Never tried it myself, but "functional print Friday" channel on YouTube uses IPA after printing with slow steady prying to remove stuck tpu. The IPA wicks under the print and releases it.
IPA is on the list of things to test. Cheers mate!
I use a bit of glue and try to remove it when it's still warm but not hot. Zero issues so far.
Thanks for the advice!
I ran a cold bed this time, but I've seen some say warming it up for removal also works.
So many things to test in the future!
In my experience, TPU benefits from a higher first layer - it prefers being just "deposited" by the nozzle instead of slightly squished like for PLA and PETG. You can try raising your Z adjustment by 0.02 - 0.05mm and see if that makes it easier to remove.
If you work with transparent TPU and don't want it to turn white, print slow and cold.
I've never had too much trouble removing TPU from a textured PEI plate. If the part doesn't want to come off, lift up a corner of the part with a knife and put a drop of IPA under it.
I need to make a spray bottle and have it by the printer, as IPA comes up quite often, although with varying results.
Worth a shot!
Turn off the heat on the hotbed. TPU doesn't need it, and it makes removal much easier if you don't heat the hotbed.
Also reduces the amount the printer heats your room by 90% or so.
I was already running at 30°C, but appreciate the advice nonetheless!
I'll try completely off next time
Where I'm at, the bed is 30°C when the printer is off right now 🥲
You have my deepest condolances.
Come to the Nordics for a coolcation next year, but stay safe untill the heat wave passes my friend!
I made a trip all the way to Svalbard last summer and it was amazing. I seriously considered looking for a cabin somewhere in Norway countryside and moving there may-september every year.
I've got a textured PEI bed and when I've printed TPU, the adhesion has been perfect, i.e. good enough that the part wasn't going to go anywhere unless I wanted it to, but still easy enough to remove when the print was done and the bed had cooled. I guess it could vary from filament brand to brand, so it's possibly worth trying the same brand as I used, which was cheap Geeetech stuff. It's £8 a roll, and I've used their cheap PLA for ages. I wouldn't recommend their ABS+, though, as it seems to break down at the lowest temperature that gives reasonable layer adhesion.
Yeah you're probably right. Different blends give different results.
Thanks for the filament advice. I try to purchase as locally as possible, but Geeetech is not etched into memory as a no-buy ABS!
Smooth prusa powder coated works great.
Drying makes a gigantic difference. It only takes around an hour in the open before TPU changes significantly from any ambient moisture and become visible in the print.
If you can control the moisture to a minor degree, you can alter the mechanical properties significantly. Once you hear popping, you'll likely start blowing holes in prints, but there is a stage before this where the bubbles of gases are present but are not coalescing into the larger audible voids of escaping steam. You will see this on long prints using dried TPU filament left out in the open. There will be a much tougher start to the print that gradually degrades into a slightly softer and more flexible texture. It will likely turn slightly foam-like spongy rubbery soft for a section and then it will start popping and dropping walls with holes in the structure.

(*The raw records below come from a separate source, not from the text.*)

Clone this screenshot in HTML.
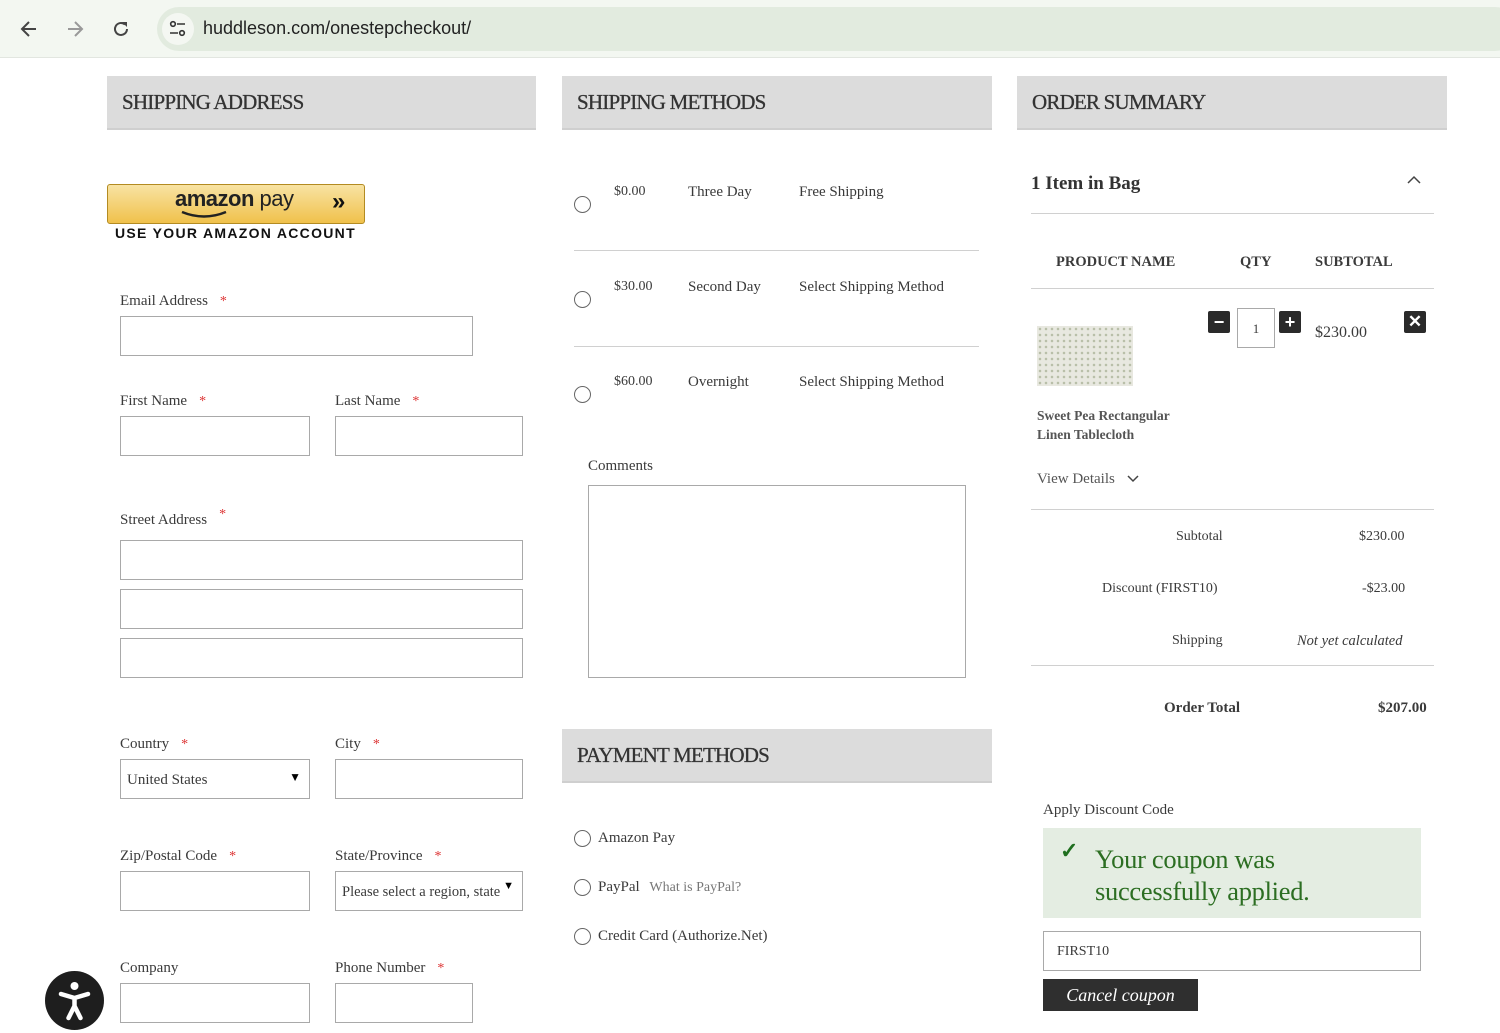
<!DOCTYPE html>
<html><head><meta charset="utf-8"><style>
*{margin:0;padding:0;box-sizing:border-box}
body{width:1500px;height:1033px;overflow:hidden;background:#fff;font-family:"Liberation Serif",serif;color:#3a3a3a;position:relative;font-size:15px}
.a{position:absolute;white-space:nowrap}
.t{margin-top:2px}
.hd{position:absolute;background:#dcdcdc;border-bottom:2px solid #cfcfcf;height:54px;font-size:21px;color:#333;padding:14px 15px;letter-spacing:-.8px;-webkit-text-stroke:.3px #333}
.in{position:absolute;border:1px solid #a9a9a9;height:40px;background:#fff}
.st{color:#d33;font-size:14px;margin-left:12px}
.rad{position:absolute;width:17px;height:17px;border:1.5px solid #666;border-radius:50%}
.hr{position:absolute;height:1px;background:#d0d0d0}
.dk{position:absolute;width:22px;height:22px;background:#2a2a2a;border-radius:2px;color:#fff;text-align:center;font:bold 18px/22px "Liberation Sans",sans-serif}
</style></head><body>
<div class="a" style="left:0;top:0;width:1500px;height:58px;background:#f3f7f1;border-bottom:1px solid #e2e6e0"></div>
<div class="a" style="left:157px;top:7px;width:1360px;height:44px;border-radius:22px;background:#e2ebdf"></div>
<svg class="a" style="left:18px;top:18px" width="22" height="22" viewBox="0 0 22 22"><path d="M18 11H5M11 4l-7 7 7 7" fill="none" stroke="#444" stroke-width="2"/></svg>
<svg class="a" style="left:64px;top:18px" width="22" height="22" viewBox="0 0 22 22"><path d="M4 11h13M11 4l7 7-7 7" fill="none" stroke="#999" stroke-width="2"/></svg>
<svg class="a" style="left:110px;top:18px" width="22" height="22" viewBox="0 0 22 22"><path d="M17 11a6 6 0 1 1-2-4.5" fill="none" stroke="#444" stroke-width="2"/><path d="M12 4h5v5z" fill="#444"/></svg>
<div class="a" style="left:162px;top:13px;width:32px;height:32px;border-radius:16px;background:#f4f7f2"></div>
<svg class="a" style="left:168px;top:19px" width="20" height="20" viewBox="0 0 20 20"><circle cx="5" cy="5" r="2.3" fill="none" stroke="#333" stroke-width="1.6"/><path d="M9 5h8M2 14h8" stroke="#333" stroke-width="1.6"/><circle cx="14" cy="14" r="2.3" fill="none" stroke="#333" stroke-width="1.6"/></svg>
<div class="a" style="left:203px;top:18px;font:18px 'Liberation Sans',sans-serif;color:#222">huddleson.com/onestepcheckout/</div>

<div class="hd" style="left:107px;top:76px;width:429px">SHIPPING ADDRESS</div>
<div class="hd" style="left:562px;top:76px;width:430px">SHIPPING METHODS</div>
<div class="hd" style="left:1017px;top:76px;width:430px">ORDER SUMMARY</div>
<div class="hd" style="left:562px;top:729px;width:430px">PAYMENT METHODS</div>

<div class="a" style="left:107px;top:184px;width:258px;height:40px;border:1px solid #b38b22;border-radius:3px;background:linear-gradient(#f8e3a3,#f0c14b)"></div>
<div class="a" style="left:175px;top:186px;font:bold 22px 'Liberation Sans',sans-serif;color:#222;letter-spacing:-.5px">amazon<span style="font-weight:normal"> pay</span></div>
<svg class="a" style="left:180px;top:210px" width="50" height="10"><path d="M2 2q22 9 44 0" fill="none" stroke="#222" stroke-width="2.5"/></svg>
<div class="a" style="left:332px;top:188px;font:bold 24px 'Liberation Sans',sans-serif;color:#111">»</div>
<div class="a" style="left:115px;top:225px;font:bold 14px 'Liberation Sans',sans-serif;letter-spacing:1.3px;color:#111">USE YOUR AMAZON ACCOUNT</div>

<div class="a t" style="left:120px;top:291px">Email Address<span class="st">*</span></div>
<div class="in" style="left:120px;top:316px;width:353px"></div>
<div class="a t" style="left:120px;top:391px">First Name<span class="st">*</span></div>
<div class="a t" style="left:335px;top:391px">Last Name<span class="st">*</span></div>
<div class="in" style="left:120px;top:416px;width:190px"></div>
<div class="in" style="left:335px;top:416px;width:188px"></div>
<div class="a t" style="left:120px;top:510px">Street Address<span class="st" style="position:relative;top:-6px">*</span></div>
<div class="in" style="left:120px;top:540px;width:403px"></div>
<div class="in" style="left:120px;top:589px;width:403px"></div>
<div class="in" style="left:120px;top:638px;width:403px"></div>
<div class="a t" style="left:120px;top:734px">Country<span class="st">*</span></div>
<div class="a t" style="left:335px;top:734px">City<span class="st">*</span></div>
<div class="in" style="left:120px;top:759px;width:190px;padding:12px 6px">United States<span style="position:absolute;right:8px;top:10px;font-size:12px;color:#000">▼</span></div>
<div class="in" style="left:335px;top:759px;width:188px"></div>
<div class="a t" style="left:120px;top:846px">Zip/Postal Code<span class="st">*</span></div>
<div class="a t" style="left:335px;top:846px">State/Province<span class="st">*</span></div>
<div class="in" style="left:120px;top:871px;width:190px"></div>
<div class="in" style="left:335px;top:871px;width:188px;padding:12px 6px;font-size:14.5px;overflow:hidden;white-space:nowrap">Please select a region, state<span style="position:absolute;right:8px;top:8px;font-size:11px;color:#000">▼</span></div>
<div class="a t" style="left:120px;top:958px">Company</div>
<div class="a t" style="left:335px;top:958px">Phone Number<span class="st">*</span></div>
<div class="in" style="left:120px;top:983px;width:190px"></div>
<div class="in" style="left:335px;top:983px;width:138px"></div>

<div class="a" style="left:45px;top:971px;width:59px;height:59px;border-radius:50%;background:#1e1e1e"></div>
<svg class="a" style="left:45px;top:971px" width="59" height="59" viewBox="0 0 59 59"><circle cx="29.5" cy="15" r="4" fill="#fff"/><path d="M16 23l13.5 4 13.5-4M29.5 27v8M29.5 35l-6 12M29.5 35l6 12" fill="none" stroke="#fff" stroke-width="4.5" stroke-linecap="round" stroke-linejoin="round"/></svg>

<div class="rad" style="left:574px;top:196px"></div>
<div class="a t" style="left:614px;top:182px;font-size:14px">$0.00</div>
<div class="a t" style="left:688px;top:182px">Three Day</div>
<div class="a t" style="left:799px;top:182px">Free Shipping</div>
<div class="hr" style="left:574px;top:250px;width:405px"></div>
<div class="rad" style="left:574px;top:291px"></div>
<div class="a t" style="left:614px;top:277px;font-size:14px">$30.00</div>
<div class="a t" style="left:688px;top:277px">Second Day</div>
<div class="a t" style="left:799px;top:277px">Select Shipping Method</div>
<div class="hr" style="left:574px;top:346px;width:405px"></div>
<div class="rad" style="left:574px;top:386px"></div>
<div class="a t" style="left:614px;top:372px;font-size:14px">$60.00</div>
<div class="a t" style="left:688px;top:372px">Overnight</div>
<div class="a t" style="left:799px;top:372px">Select Shipping Method</div>
<div class="a t" style="left:588px;top:456px">Comments</div>
<div class="in" style="left:588px;top:485px;width:378px;height:193px"></div>

<div class="rad" style="left:574px;top:830px"></div>
<div class="a t" style="left:598px;top:828px">Amazon Pay</div>
<div class="rad" style="left:574px;top:879px"></div>
<div class="a t" style="left:598px;top:877px">PayPal <span style="color:#777;margin-left:6px;font-size:14px">What is PayPal?</span></div>
<div class="rad" style="left:574px;top:928px"></div>
<div class="a t" style="left:598px;top:926px">Credit Card (Authorize.Net)</div>

<div class="a t" style="left:1031px;top:171px;font-size:19px;font-weight:bold;color:#333">1 Item in Bag</div>
<svg class="a" style="left:1407px;top:175px" width="14" height="10"><path d="M1 8l6-6 6 6" fill="none" stroke="#444" stroke-width="1.5"/></svg>
<div class="hr" style="left:1031px;top:213px;width:403px"></div>
<div class="a t" style="left:1056px;top:252px;font-weight:bold;font-size:14.5px">PRODUCT NAME</div>
<div class="a t" style="left:1240px;top:252px;font-weight:bold;font-size:14.5px">QTY</div>
<div class="a t" style="left:1315px;top:252px;font-weight:bold;font-size:14.5px">SUBTOTAL</div>
<div class="hr" style="left:1031px;top:288px;width:403px"></div>
<div class="a" style="left:1037px;top:326px;width:96px;height:60px;background:#e8e8e0;background-image:radial-gradient(#b9bfa9 1.2px,transparent 1.4px);background-size:6px 6px"></div>
<div class="a" style="left:1037px;top:406px;font-size:13.5px;font-weight:bold;color:#555;line-height:19px">Sweet Pea Rectangular<br>Linen Tablecloth</div>
<div class="a t" style="left:1037px;top:469px;color:#555">View Details</div>
<svg class="a" style="left:1127px;top:474px" width="12" height="9"><path d="M1 2l5 5 5-5" fill="none" stroke="#444" stroke-width="1.5"/></svg>
<div class="dk" style="left:1208px;top:311px">−</div>
<div class="in" style="left:1237px;top:308px;width:38px;height:40px;font-size:13px;text-align:center;line-height:40px">1</div>
<div class="dk" style="left:1279px;top:311px">+</div>
<div class="a t" style="left:1315px;top:322px;font-size:16px">$230.00</div>
<div class="dk" style="left:1404px;top:311px;font-size:17px">✕</div>
<div class="hr" style="left:1031px;top:509px;width:403px"></div>
<div class="a t" style="left:1176px;top:527px;font-size:14px">Subtotal</div>
<div class="a t" style="left:1359px;top:527px;font-size:14px">$230.00</div>
<div class="a t" style="left:1102px;top:579px;font-size:14px">Discount (FIRST10)</div>
<div class="a t" style="left:1362px;top:579px;font-size:14px">-$23.00</div>
<div class="a t" style="left:1172px;top:631px;font-size:14px">Shipping</div>
<div class="a t" style="left:1297px;top:631px;font-size:14.5px;font-style:italic">Not yet calculated</div>
<div class="hr" style="left:1031px;top:665px;width:403px"></div>
<div class="a t" style="left:1164px;top:698px;font-weight:bold">Order Total</div>
<div class="a t" style="left:1378px;top:698px;font-weight:bold">$207.00</div>

<div class="a t" style="left:1043px;top:800px">Apply Discount Code</div>
<div class="a" style="left:1043px;top:828px;width:378px;height:90px;background:#e4ede2"></div>
<div class="a" style="left:1060px;top:838px;color:#1f6f1f;font-size:22px;font-weight:bold">✓</div>
<div class="a" style="left:1095px;top:843px;color:#2c6e22;font-size:26.5px;line-height:32px;letter-spacing:-.3px">Your coupon was<br>successfully applied.</div>
<div class="in" style="left:1043px;top:931px;width:378px;height:40px;font-size:14px;padding:12px 13px">FIRST10</div>
<div class="a" style="left:1043px;top:979px;width:155px;height:32px;background:#2f2f2f;color:#fff;font-style:italic;font-size:18px;text-align:center;line-height:32px">Cancel coupon</div>
</body></html>
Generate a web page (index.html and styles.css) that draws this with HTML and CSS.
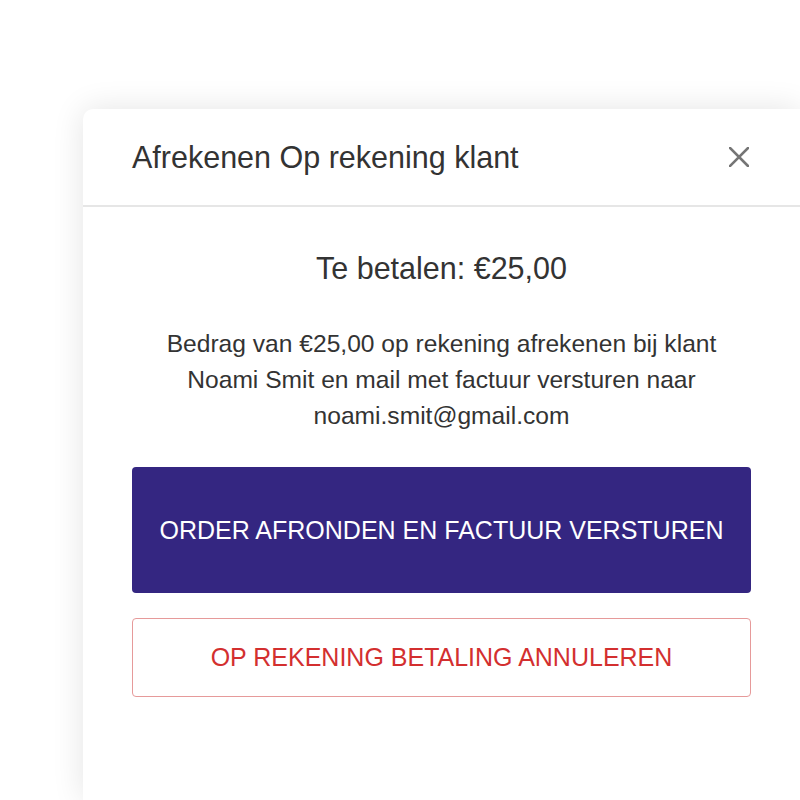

If you write down the room temperature and humidity and note the time it takes to get to this moisture property, it becomes possible to alter the flexible properties or empirical hardness of a TPU to make it behave in off label ways. This is essentially creating your own rudimentary foaming or light weight filament. It works best for vase mode or other small single wall structures. I have used this based on intuition alone. I imagine with a bit of record keeping one could control the humidity of a box to do longer prints within this state of foaming softness. I don't know of anyone using a humidifier like the ones for acoustic guitar cases or cigars in a filament box, but that would be an interesting thing to play with too.
Could be interesting to play with in the future, once my confidence level on the material rises a bit.
Thanks for the tip!
I just use my textured sheet and remove very carefully - but I tend to use harder TPUs which makes flexing the sheet more effective.
I have heard people say that TPU is the reason they still keep a glue stick handy and the Prusa material matrix says to use it on their smooth PEI sheet. And it suggests a polypropylene sheet is also applicable without glue stick.
I used to throw the textured pei plate with the sticking print into the freezer for 15 min, made removal much easier. Now I just add baby powder onto my build plate, and remove the print at room temp. Much easier, a little messier
Wait what?
The freezer trick I've heard of, but baby powder?
Applied before printing then, I guess?
My printer is enclosed and I'd wory about the aux fan blowing it everywhere.
Even with 0% fan for first layer, I'd never be able to perfectly distribute it under only the print...
Apply baby powder on the build plate, shake of the excess. Seems to fill in the gaps. I can't recall where i learnt about it, but it works really well. Stickiness on textured pei is comparable to pla or petg.